(Source material)
——————————

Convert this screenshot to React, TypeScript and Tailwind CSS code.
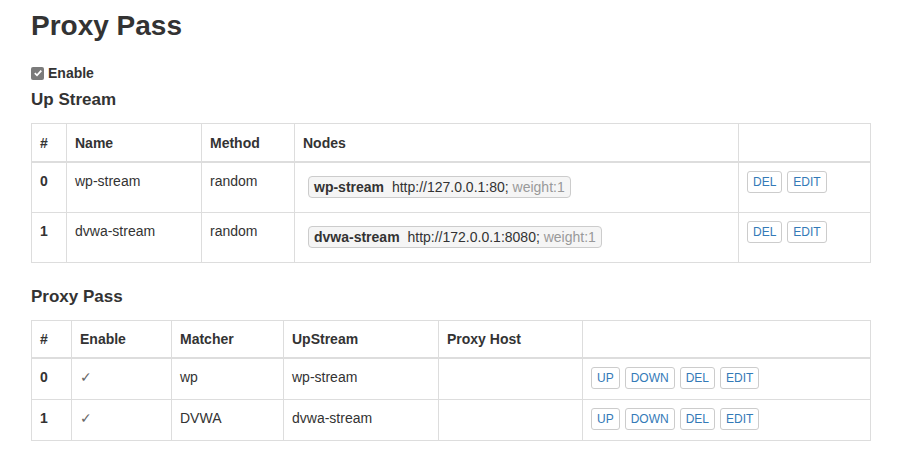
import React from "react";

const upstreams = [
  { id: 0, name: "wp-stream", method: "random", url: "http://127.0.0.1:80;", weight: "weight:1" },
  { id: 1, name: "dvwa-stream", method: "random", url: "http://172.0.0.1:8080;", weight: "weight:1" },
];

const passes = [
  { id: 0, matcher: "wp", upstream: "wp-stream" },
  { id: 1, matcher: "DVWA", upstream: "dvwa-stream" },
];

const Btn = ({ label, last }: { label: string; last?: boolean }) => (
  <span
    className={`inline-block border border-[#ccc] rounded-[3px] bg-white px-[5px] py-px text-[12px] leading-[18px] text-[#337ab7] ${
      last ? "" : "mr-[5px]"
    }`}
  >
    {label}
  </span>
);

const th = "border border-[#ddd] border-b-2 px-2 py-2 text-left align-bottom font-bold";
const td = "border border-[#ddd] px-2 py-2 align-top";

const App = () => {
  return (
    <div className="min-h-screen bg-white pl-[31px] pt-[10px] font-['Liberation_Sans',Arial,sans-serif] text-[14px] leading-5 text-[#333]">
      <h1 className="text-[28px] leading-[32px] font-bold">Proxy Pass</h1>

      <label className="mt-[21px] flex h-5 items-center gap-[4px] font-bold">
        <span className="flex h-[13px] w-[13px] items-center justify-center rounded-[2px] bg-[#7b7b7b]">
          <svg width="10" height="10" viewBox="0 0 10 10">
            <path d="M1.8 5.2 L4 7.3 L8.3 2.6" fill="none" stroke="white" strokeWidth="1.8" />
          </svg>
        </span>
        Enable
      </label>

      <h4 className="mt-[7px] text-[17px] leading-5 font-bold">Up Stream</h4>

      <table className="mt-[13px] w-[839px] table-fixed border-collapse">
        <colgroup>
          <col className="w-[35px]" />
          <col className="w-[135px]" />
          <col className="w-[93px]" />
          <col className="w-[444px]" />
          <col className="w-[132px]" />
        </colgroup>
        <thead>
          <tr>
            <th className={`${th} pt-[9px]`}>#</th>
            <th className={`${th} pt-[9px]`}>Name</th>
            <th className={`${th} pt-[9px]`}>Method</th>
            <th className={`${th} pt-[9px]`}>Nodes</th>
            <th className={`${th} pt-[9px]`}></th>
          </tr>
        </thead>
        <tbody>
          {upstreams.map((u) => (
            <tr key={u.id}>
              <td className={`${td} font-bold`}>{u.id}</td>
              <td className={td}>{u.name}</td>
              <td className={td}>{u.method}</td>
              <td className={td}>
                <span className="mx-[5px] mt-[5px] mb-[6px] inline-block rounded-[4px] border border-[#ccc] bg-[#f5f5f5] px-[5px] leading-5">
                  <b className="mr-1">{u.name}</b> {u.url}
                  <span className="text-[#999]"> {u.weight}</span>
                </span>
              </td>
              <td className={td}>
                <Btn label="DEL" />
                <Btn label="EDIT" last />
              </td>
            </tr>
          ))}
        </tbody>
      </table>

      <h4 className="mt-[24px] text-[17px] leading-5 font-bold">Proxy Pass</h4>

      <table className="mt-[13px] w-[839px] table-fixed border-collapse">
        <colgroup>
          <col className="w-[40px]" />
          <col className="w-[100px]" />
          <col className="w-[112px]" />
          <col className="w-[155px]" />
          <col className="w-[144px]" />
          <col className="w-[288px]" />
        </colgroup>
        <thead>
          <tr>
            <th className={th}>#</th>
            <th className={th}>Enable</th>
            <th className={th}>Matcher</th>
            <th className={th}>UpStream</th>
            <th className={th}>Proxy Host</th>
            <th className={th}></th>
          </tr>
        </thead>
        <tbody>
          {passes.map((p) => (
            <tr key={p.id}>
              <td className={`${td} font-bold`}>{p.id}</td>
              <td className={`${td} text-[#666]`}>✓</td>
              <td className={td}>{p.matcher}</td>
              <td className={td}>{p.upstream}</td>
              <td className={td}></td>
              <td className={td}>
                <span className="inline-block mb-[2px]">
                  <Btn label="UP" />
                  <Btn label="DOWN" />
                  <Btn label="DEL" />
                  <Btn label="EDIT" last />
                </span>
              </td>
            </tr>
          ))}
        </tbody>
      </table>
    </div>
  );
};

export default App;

——————————

(Work to complete)
In the data above, how many lines contain the string "React"? Answer with the number only.

(Result)
2